Two of the three people sickened by carbon monoxide at their New Ulm home remain hospitalized.
The Associated Press reports 93-year-old Arnold Schweiss and his 90-year-old wife, Velma, are in satisfactory condition at Hennepin County Medical Center. Their son was treated and released from New Ulm Medical Center on Monday.
According to the AP report, snow drifts around the home's exhaust and intake vents caused carbon monoxide to build up in their house and sickened the three.
Authorities say the incident is a good reminder for people to check their home's outdoor furnace vents and make sure they are clear of snow and ice.

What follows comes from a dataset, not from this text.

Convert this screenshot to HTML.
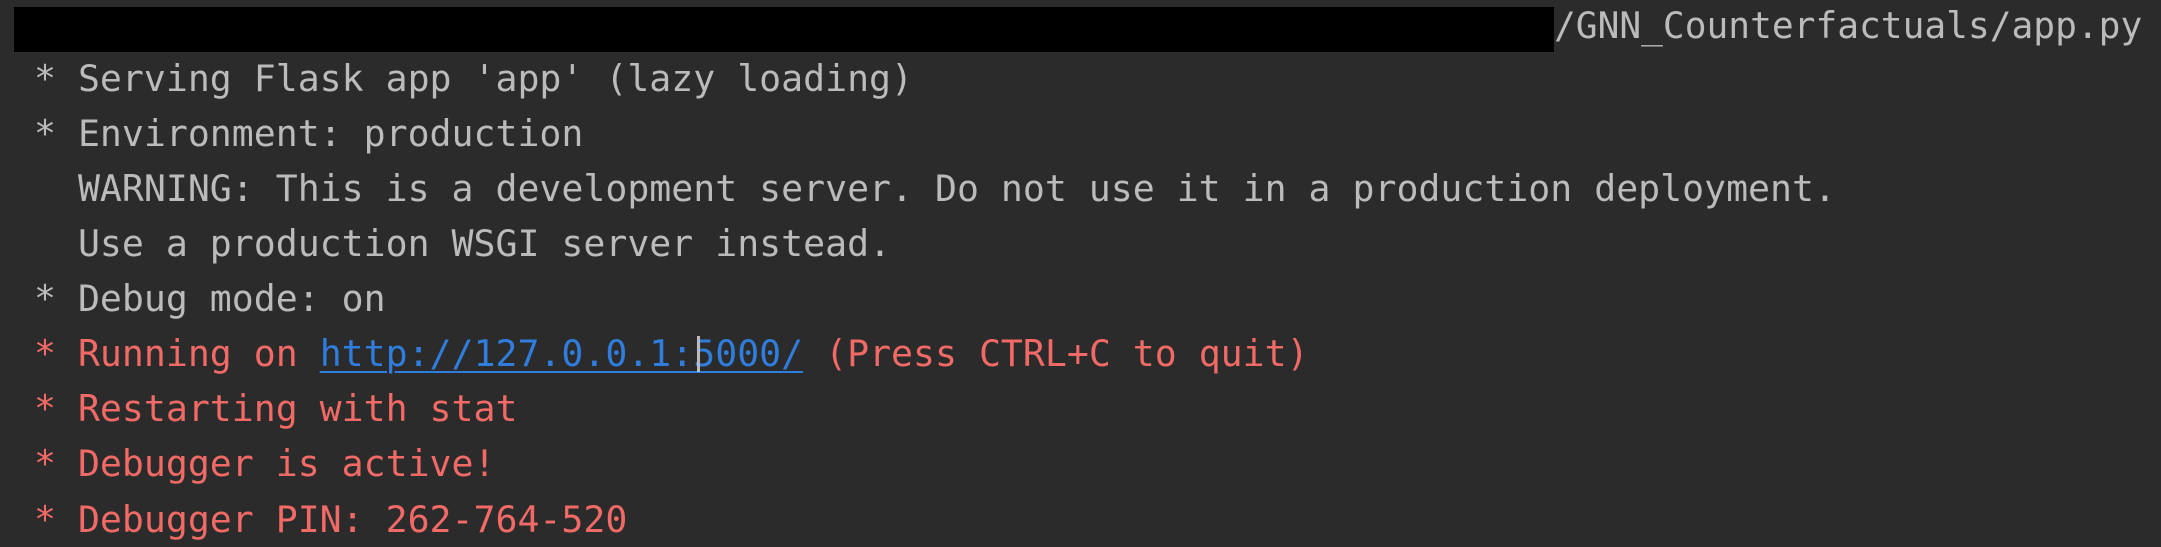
<!DOCTYPE html>
<html><head><meta charset="utf-8"><style>
html,body{margin:0;padding:0;}
body{width:2161px;height:542px;background:#2b2b2b;position:relative;overflow:hidden;
font-family:"DejaVu Sans Mono","Liberation Mono",monospace;font-size:36.5px;color:#bbbbbb;}
.l{position:absolute;left:34px;height:55px;line-height:55px;white-space:pre;}
.r{color:#f16a66;}
.a{color:#2f7ddc;text-decoration:underline;text-decoration-thickness:2px;text-underline-offset:5px;position:relative;}
.cur{position:absolute;top:10px;width:3px;height:36px;background:#bbbbbb;}
</style></head><body>
<div style="position:absolute;left:14px;top:7px;width:1540px;height:45px;background:#000"></div>
<div class="l" style="left:1554px;top:-2px;font-size:36.2px">/GNN_Counterfactuals/app.py</div>
<div class="l" style="top:51px">* Serving Flask app 'app' (lazy loading)</div>
<div class="l" style="top:106px">* Environment: production</div>
<div class="l" style="top:161px">  WARNING: This is a development server. Do not use it in a production deployment.</div>
<div class="l" style="top:216px">  Use a production WSGI server instead.</div>
<div class="l" style="top:271px">* Debug mode: on</div>
<div class="l r" style="top:326px">* Running on <span class="a">http://127.0.0.1:5000/</span> (Press CTRL+C to quit)</div>
<div class="cur" style="left:697px;top:336px"></div>
<div class="l r" style="top:381px">* Restarting with stat</div>
<div class="l r" style="top:436px">* Debugger is active!</div>
<div class="l r" style="top:492px">* Debugger PIN: 262-764-520</div>
</body></html>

Last month, two roommates from nearby rural Springfield were found dead from carbon monoxide poisoning.
The Minnesota Department of Health says because carbon monoxide has no color or taste it cannot be detected by human senses. Health officials say it can build up to dangerous concentrations indoors when fuel-burning devices are not properly vented, operated or maintained.
Health officials estimate that unintentional exposure to carbon monoxide accounts for 500 deaths in the United States each year and contributes to more than 2,000. The U.S. Consumer Product Safety Commission estimates 8,000 to 15,000 people are examined or treated in hospitals for non-fire related carbon monoxide poisoning.
Officials say homes with fire-burning appliances such as gas furnaces, water heaters, and fireplaces or homes with attached garages are more likely to have carbon monoxide problems than other homes.
The Department of Health says making sure all appliances and heating devices are properly vented, knowing the symptoms of carbon monoxide poisoning, and installing and maintaining carbon monoxide detectors in your home in accordance with state laws, are simple steps that can be taken to prevent carbon monoxide poisoning.